Ashtanga Maniac

22219_658755547026_1708185444_n                                                                                 Classic DG moment 

The other night  I asked one of my fellow students here in Kovalam how he first learned about David Garrigues. 

David is a super special teacher, totally unlike all the other Ashtanga teachers I’ve met so far. He attracts really interesting and driven students. It takes a certain type of person to fly around the world to India for a month of getting up early and making funny shapes with your body with an intense teacher like DG. It’s definitely not a vacation, despite the pretty beach.

This particular student with whom I was speaking is from Argentina. He had discovered David’s videos on YouTube and so decided to come all the way to Kerala to meet him.

The part of this conversation that was so awesome was when my new friend said basically…

“In my country we have this word – blank (I can’t remember exactly what it was) – it means ‘this man is very sick, but in a good way’. When I saw David teach in the video I thought, he is a maniac! Obsessive and in love with Ashtanga Yoga. You can tell, he thinks about yoga, all day and all night. Total maniac!!”

For those of you who know DG, you are probably giggling right now, just as I was at this moment. This statement pretty much sums up David.

He teaches with a fiery passion and love for this practice. Every practice is approached with an insatiable curiosity and a burning desire to know more and go deeper. This is clear by the way he teaches and the way he shares the practice with others. Even when he instructs us in Led Primary, he is simultaneously writing notes in his journal and reflections about the practice and path of Ashtanga Yoga.

To fully commit to this practice, you have to be kind of crazy. If not, why would you do it? Seriously, it’s hard and painful. It confronts you constantly with your weaknesses, your fears and your vices and it forces you do either face them head-on or run away like a scaredy cat. But you’re crazy, you don’t want to run away! You do, but you don’t, and more accurately – you can’t! There’s too much magic there to resist. Too much wonder and beauty to ignore.

Ignorance was bliss, I remember it fondly. Once you step foot down a path of truth and self-discovery, you really can’t go back to the beginning, even if you want to.

David often says, you have to engage in the practice not out of duty, but from a place of deep love.

Love is good with me and I’m okay with being crazy. In fact, that is not a new or foreign moniker for me.

I remember as a wild and reckless early teen reading “On the Road”. I remember reading this one passage and feeling all the voices in my head shout out in unison – YES!!!

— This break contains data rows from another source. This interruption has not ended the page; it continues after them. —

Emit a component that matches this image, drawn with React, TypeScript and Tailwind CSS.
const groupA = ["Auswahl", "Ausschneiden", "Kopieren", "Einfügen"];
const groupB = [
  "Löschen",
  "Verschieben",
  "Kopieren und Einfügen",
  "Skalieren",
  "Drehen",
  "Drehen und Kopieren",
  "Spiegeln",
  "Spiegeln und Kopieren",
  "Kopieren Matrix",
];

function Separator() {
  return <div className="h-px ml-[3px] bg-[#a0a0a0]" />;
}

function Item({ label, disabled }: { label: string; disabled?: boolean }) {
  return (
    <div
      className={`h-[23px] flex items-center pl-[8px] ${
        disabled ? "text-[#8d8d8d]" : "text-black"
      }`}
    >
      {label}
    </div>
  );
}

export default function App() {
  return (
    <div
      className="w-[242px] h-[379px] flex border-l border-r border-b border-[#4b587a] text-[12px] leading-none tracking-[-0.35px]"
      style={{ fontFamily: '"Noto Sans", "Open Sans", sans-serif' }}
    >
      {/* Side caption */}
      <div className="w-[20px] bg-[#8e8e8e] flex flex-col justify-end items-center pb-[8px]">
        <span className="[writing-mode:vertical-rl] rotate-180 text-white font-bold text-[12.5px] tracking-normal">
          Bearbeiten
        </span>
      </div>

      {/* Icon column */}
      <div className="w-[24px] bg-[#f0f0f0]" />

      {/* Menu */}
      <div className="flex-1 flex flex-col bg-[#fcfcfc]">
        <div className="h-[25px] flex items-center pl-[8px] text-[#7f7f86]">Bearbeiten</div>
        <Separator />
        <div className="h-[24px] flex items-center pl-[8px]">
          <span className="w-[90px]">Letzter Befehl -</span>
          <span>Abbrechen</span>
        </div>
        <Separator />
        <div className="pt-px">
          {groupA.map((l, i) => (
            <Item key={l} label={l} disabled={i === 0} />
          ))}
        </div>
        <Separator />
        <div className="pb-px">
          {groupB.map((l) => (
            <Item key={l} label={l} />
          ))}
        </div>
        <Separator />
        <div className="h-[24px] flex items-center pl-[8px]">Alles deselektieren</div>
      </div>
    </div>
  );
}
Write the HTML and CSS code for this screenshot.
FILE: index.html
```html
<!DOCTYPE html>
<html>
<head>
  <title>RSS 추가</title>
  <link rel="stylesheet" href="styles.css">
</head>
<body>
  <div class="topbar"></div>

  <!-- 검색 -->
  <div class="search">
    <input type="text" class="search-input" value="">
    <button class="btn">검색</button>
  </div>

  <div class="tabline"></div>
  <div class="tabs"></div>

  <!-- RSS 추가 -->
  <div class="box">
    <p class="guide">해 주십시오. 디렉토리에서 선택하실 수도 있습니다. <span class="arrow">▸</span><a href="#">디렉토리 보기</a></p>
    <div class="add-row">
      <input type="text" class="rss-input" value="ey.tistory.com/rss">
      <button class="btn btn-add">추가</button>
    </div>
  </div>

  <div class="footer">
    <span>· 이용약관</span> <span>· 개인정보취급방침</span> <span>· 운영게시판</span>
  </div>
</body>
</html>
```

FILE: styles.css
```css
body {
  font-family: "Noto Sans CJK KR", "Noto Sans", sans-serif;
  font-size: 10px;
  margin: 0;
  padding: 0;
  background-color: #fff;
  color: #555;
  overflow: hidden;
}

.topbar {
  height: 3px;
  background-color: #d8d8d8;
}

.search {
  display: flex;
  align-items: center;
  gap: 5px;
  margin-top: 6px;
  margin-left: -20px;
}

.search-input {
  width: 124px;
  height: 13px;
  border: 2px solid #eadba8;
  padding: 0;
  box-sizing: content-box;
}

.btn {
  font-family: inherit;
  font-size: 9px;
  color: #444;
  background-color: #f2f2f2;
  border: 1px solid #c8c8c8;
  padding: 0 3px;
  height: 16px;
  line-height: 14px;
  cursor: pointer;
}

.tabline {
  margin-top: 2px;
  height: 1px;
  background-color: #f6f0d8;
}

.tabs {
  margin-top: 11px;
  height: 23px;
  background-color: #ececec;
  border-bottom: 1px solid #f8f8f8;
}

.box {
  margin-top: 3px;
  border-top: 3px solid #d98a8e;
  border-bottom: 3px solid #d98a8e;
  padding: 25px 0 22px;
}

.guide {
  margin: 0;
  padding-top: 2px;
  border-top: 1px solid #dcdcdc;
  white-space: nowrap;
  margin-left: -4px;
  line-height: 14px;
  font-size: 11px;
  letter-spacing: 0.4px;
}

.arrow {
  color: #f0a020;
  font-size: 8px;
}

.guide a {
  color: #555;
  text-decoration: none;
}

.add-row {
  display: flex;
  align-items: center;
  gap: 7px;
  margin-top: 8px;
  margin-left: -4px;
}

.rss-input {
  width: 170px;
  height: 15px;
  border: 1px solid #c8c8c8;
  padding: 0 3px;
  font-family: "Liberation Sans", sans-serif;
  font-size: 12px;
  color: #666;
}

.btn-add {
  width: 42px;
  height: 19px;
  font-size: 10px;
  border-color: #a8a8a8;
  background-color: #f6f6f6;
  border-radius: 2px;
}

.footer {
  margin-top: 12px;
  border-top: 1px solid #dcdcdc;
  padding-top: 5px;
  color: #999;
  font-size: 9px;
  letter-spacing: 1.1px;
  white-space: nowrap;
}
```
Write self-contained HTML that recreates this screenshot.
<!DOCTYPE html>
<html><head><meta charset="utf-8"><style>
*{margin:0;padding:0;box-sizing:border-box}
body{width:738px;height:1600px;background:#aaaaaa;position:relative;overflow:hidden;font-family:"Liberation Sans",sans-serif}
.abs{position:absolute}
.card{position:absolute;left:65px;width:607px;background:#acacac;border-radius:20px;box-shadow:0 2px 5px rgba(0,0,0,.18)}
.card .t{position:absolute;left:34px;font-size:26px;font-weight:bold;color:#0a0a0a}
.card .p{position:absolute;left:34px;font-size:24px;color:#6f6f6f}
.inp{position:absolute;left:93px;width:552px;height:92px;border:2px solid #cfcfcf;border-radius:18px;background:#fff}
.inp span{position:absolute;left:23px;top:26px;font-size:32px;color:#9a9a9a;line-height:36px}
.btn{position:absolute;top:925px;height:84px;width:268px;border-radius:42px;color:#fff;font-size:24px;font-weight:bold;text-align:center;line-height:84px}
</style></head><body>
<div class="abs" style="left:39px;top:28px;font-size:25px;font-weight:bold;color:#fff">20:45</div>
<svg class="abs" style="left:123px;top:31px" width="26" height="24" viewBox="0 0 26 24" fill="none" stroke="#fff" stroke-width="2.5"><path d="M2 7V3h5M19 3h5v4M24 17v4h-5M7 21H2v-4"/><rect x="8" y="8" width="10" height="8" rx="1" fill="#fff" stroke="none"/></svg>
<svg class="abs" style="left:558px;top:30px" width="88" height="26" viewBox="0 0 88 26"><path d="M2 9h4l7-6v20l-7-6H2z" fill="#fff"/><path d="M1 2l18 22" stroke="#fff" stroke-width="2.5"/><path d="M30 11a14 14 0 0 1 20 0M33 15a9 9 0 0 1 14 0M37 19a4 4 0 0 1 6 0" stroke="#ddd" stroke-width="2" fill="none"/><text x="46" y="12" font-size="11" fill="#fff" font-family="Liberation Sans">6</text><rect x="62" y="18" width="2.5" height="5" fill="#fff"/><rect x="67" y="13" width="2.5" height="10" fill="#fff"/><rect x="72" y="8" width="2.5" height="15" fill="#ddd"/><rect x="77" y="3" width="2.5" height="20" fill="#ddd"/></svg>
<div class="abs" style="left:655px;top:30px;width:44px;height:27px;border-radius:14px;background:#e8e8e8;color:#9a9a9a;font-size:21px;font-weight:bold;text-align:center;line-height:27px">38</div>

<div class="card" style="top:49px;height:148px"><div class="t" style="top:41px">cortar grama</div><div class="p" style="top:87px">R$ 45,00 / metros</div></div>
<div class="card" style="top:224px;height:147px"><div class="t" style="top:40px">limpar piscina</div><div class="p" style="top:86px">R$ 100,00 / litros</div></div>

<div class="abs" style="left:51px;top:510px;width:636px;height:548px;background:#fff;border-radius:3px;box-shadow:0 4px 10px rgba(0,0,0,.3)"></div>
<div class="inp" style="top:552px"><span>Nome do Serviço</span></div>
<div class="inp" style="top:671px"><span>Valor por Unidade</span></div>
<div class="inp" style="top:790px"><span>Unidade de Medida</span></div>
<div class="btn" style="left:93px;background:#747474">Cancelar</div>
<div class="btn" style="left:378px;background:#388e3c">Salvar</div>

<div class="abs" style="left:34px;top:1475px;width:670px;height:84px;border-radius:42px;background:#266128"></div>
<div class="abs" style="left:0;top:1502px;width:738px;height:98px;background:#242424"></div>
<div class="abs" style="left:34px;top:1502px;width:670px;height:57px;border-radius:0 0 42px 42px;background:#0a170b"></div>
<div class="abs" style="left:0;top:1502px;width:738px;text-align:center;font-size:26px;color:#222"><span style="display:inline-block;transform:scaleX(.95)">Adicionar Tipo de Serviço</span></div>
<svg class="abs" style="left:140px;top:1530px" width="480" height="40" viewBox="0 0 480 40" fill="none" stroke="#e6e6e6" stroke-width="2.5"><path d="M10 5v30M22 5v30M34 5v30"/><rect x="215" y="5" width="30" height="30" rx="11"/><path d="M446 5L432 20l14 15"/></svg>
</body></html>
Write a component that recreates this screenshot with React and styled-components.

To this day, I still feel the same….

“The only people for me are the mad ones, the ones who are mad to live, mad to talk, mad to be saved, desirous of everything at the same time, the ones that never yawn or say a commonplace thing, but burn, burn, burn like fabulous yellow roman candles exploding like spiders across the stars and in the middle you see the blue centerlight pop and everybody goes “Awww!”

– Jack Kerouac

God Bless you fellow crazies. I’ll see you tomorrow on the cosmic Mysore rug.

Blessings.

Frances

8 thoughts on “Ashtanga Maniac

  1. I can’t help feeling that the yoga you and those in India strive for is not the yoga that I love. The yoga that I loves, ask to get the body out of the way. Therefor yoga is not about the body, it is about the being. I love my yoga it feeds me, and gently pushes me.
    OM, m

    • Hi M.
      There are many different yogic paths, just as there are many different types of people in the world. That’s a good thing!
      One of the most common misconceptions about Ashtanga Yoga is that it is solely focused on the body. When in fact to learn and grow in this practice, accessing the subtler aspects, working with prana and apana vayu and the nadis themselves is truly imperative. Astanga is Tantric in the sense that it uses the body to transcend the body, to transcend the false identifications with the material and illusory. You are right that yoga is not about the body, just as we are not our body or our thoughts. We are not any of these transitory states of being or form. The eternal wisdom of yoga is that it illuminates our true and unchanging Self – the Sat-Cit-Ananda.
      All this is to say, what you love about yoga is not so distant from what I love too.
      Thank you for reading and for your comment.
      Blessings,
      Frances

  2. LOVE the picture! And that’s always been one of my favorite Jack Kerouac quotes – you need to be able to lose yourself in something, in the lila of life, for it all to mean anything. Namaste!